Memristive Devices Based on Two-Dimensional Transition Metal Chalcogenides for Neuromorphic Computing

Abstract

Highlights

Based on the benefits of two-dimensional (2D) transition metal chalcogenides (TMC) materials, the operating concepts and basics of memristors for neuromorphic computing are introduced.

The prospects of 2D TMC materials and heterostructures are reviewed, as well as the state-of-the-art demonstration of 2D TMCs-based memristors for neuromorphic computing applications.

The most recent advances, current challenges, and future prospects for the manufacture and characterization of memristive neuromorphic devices based on 2D TMCs are discussed.
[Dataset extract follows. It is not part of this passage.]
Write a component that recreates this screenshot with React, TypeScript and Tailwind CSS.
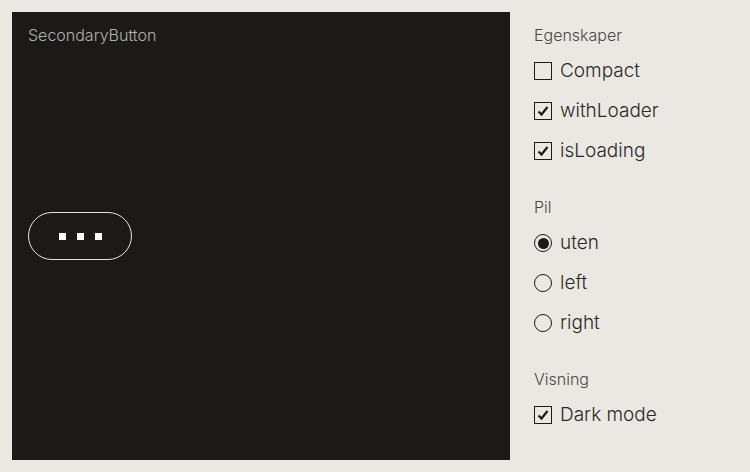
import { useState } from "react";

const Checkbox: React.FC<{ label: string; checked: boolean; onToggle: () => void }> = ({
  label,
  checked,
  onToggle,
}) => {
  return (
    <label className="flex h-10 cursor-pointer items-center gap-2" onClick={onToggle}>
      <span className="flex h-[18px] w-[18px] items-center justify-center border-[1.5px] border-[#1b1a18]">
        {checked ? (
          <svg width="12" height="12" viewBox="0 0 12 12">
            <path d="M1.5 6.5 L4.5 9.5 L10.5 2" fill="none" stroke="#1b1a18" strokeWidth="2.2" />
          </svg>
        ) : null}
      </span>
      <span className="text-[19px] font-light text-[#2a2826]">{label}</span>
    </label>
  );
};

const Radio: React.FC<{ label: string; checked: boolean; onSelect: () => void }> = ({
  label,
  checked,
  onSelect,
}) => {
  return (
    <label className="flex h-10 cursor-pointer items-center gap-2" onClick={onSelect}>
      <span className="flex h-[18px] w-[18px] items-center justify-center rounded-full border-[1.5px] border-[#1b1a18]">
        {checked ? <span className="h-[11px] w-[11px] rounded-full bg-[#1b1a18]" /> : null}
      </span>
      <span className="text-[19px] font-light text-[#2a2826]">{label}</span>
    </label>
  );
};

const Heading: React.FC<{ children: React.ReactNode }> = ({ children }) => (
  <h3 className="mb-1 text-base font-light leading-6 text-[#4a4744]">{children}</h3>
);

const App: React.FC = () => {
  const [compact, setCompact] = useState(false);
  const [withLoader, setWithLoader] = useState(true);
  const [isLoading, setIsLoading] = useState(true);
  const [pil, setPil] = useState("uten");
  const [dark, setDark] = useState(true);

  return (
    <div
      className="flex min-h-[472px] gap-6 bg-[#ebe8e4] p-3"
      style={{ fontFamily: "Inter, 'Liberation Sans', sans-serif" }}
    >
      <div className="flex h-[448px] w-[498px] flex-col bg-[#1b1a18] p-4">
        <div className="text-base font-light leading-[14px] text-[#b5b2ad]">SecondaryButton</div>
        <div className="flex flex-1 items-center pb-[14px]">
          <button className="flex h-12 w-[104px] items-center justify-center gap-[11px] rounded-full border border-[#e9e6e1]">
            <span className="h-[7px] w-[7px] bg-white" />
            <span className="h-[7px] w-[7px] bg-white" />
            <span className="h-[7px] w-[7px] bg-white" />
          </button>
        </div>
      </div>

      <div className="flex flex-col pt-[11px]">
        <Heading>Egenskaper</Heading>
        <Checkbox label="Compact" checked={compact} onToggle={() => setCompact(!compact)} />
        <Checkbox label="withLoader" checked={withLoader} onToggle={() => setWithLoader(!withLoader)} />
        <Checkbox label="isLoading" checked={isLoading} onToggle={() => setIsLoading(!isLoading)} />

        <div className="mt-6">
          <Heading>Pil</Heading>
          <Radio label="uten" checked={pil === "uten"} onSelect={() => setPil("uten")} />
          <Radio label="left" checked={pil === "left"} onSelect={() => setPil("left")} />
          <Radio label="right" checked={pil === "right"} onSelect={() => setPil("right")} />
        </div>

        <div className="mt-6">
          <Heading>Visning</Heading>
          <Checkbox label="Dark mode" checked={dark} onToggle={() => setDark(!dark)} />
        </div>
      </div>
    </div>
  );
};

export default App;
Abstract Two-dimensional (2D) transition metal chalcogenides (TMC) and their heterostructures are appealing as building blocks in a wide range of electronic and optoelectronic devices, particularly futuristic memristive and synaptic devices for brain-inspired neuromorphic computing systems. The distinct properties such as high durability, electrical and optical tunability, clean surface, flexibility, and LEGO-staking capability enable simple fabrication with high integration density, energy-efficient operation, and high scalability. This review provides a thorough examination of high-performance memristors based on 2D TMCs for neuromorphic computing applications, including the promise of 2D TMC materials and heterostructures, as well as the state-of-the-art demonstration of memristive devices. The challenges and future prospects for the development of these emerging materials and devices are also discussed. The purpose of this review is to provide an outlook on the fabrication and characterization of neuromorphic memristors based on 2D TMCs.